What Calvinism Solves

Does liberalism contain the seeds of its own destruction? This is not political liberalism of the kind associated with the New Deal, Civil Rights, or the War on Poverty, but the liberalism that gave birth to small government, constitutionalism, and self-reliance. We’re talking about ‘Merica.

Rod Dreher comments on Patrick Deneen’s forthcoming book, Why Liberalism Failed, to render a fairly depressing assessment of our times — one even more sobering than a Presbyterian pastor’s sermon on the Seventh Commandment:

Deneen’s argument is essentially that liberalism failed because it succeeded so well in what it set out to do: liberate the consciousness of individuals from any restraints that inhibit their autonomous choice. To be clear, Deneen does not say that liberalism has been a bad thing; in fact, he says it is simply dishonest to ignore the very good things that have come out of liberalism, and that it is absurd to speak of the pre-liberal past as a golden age to which it would be possible to return. That said, his book interprets the systemic crisis we’re in now, and which he believes (quite correctly) is going to get much worse, because the center cannot hold….

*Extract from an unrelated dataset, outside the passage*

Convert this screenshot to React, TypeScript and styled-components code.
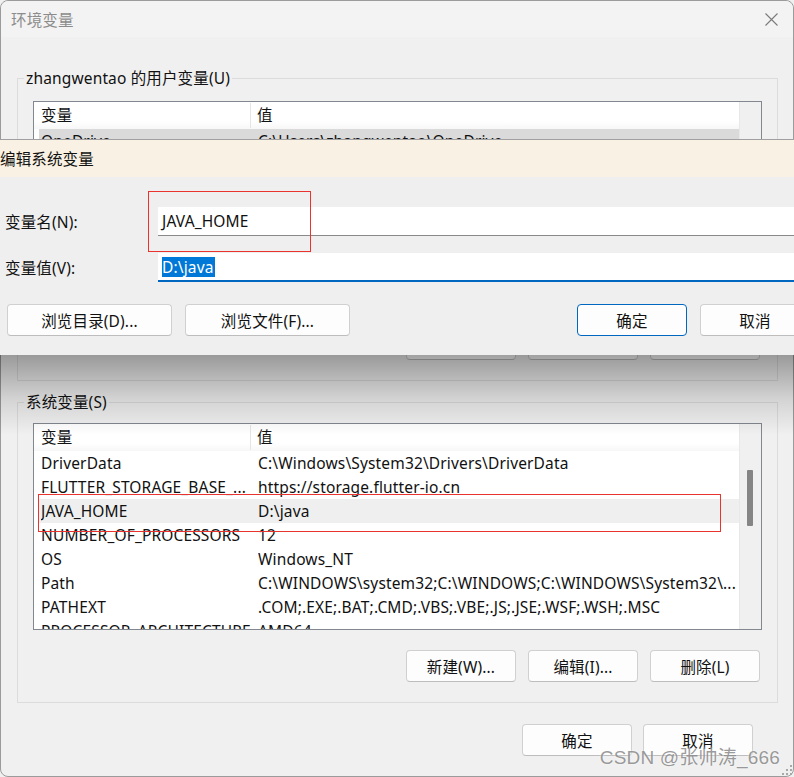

The heart of Deneen’s book is a chapter discussing liberalism as “anticulture.” Drawing a contrast between the political theory that emerged in classical culture, and that prevailed in some form in the West until the Renaissance ushered in the modern era, Deneen shows that liberalism depends on a fundamentally different anthropology. To put it crudely, premodern political thought was based on the belief that man could only be fully human if he learned how to restrain his base passions so that he could grow in virtue. Modern man — “modern” meaning from Machiavelli to the present day — believed, and believes, that man is fully human when he is free to make his own destiny, unencumbered by any unchosen obligations.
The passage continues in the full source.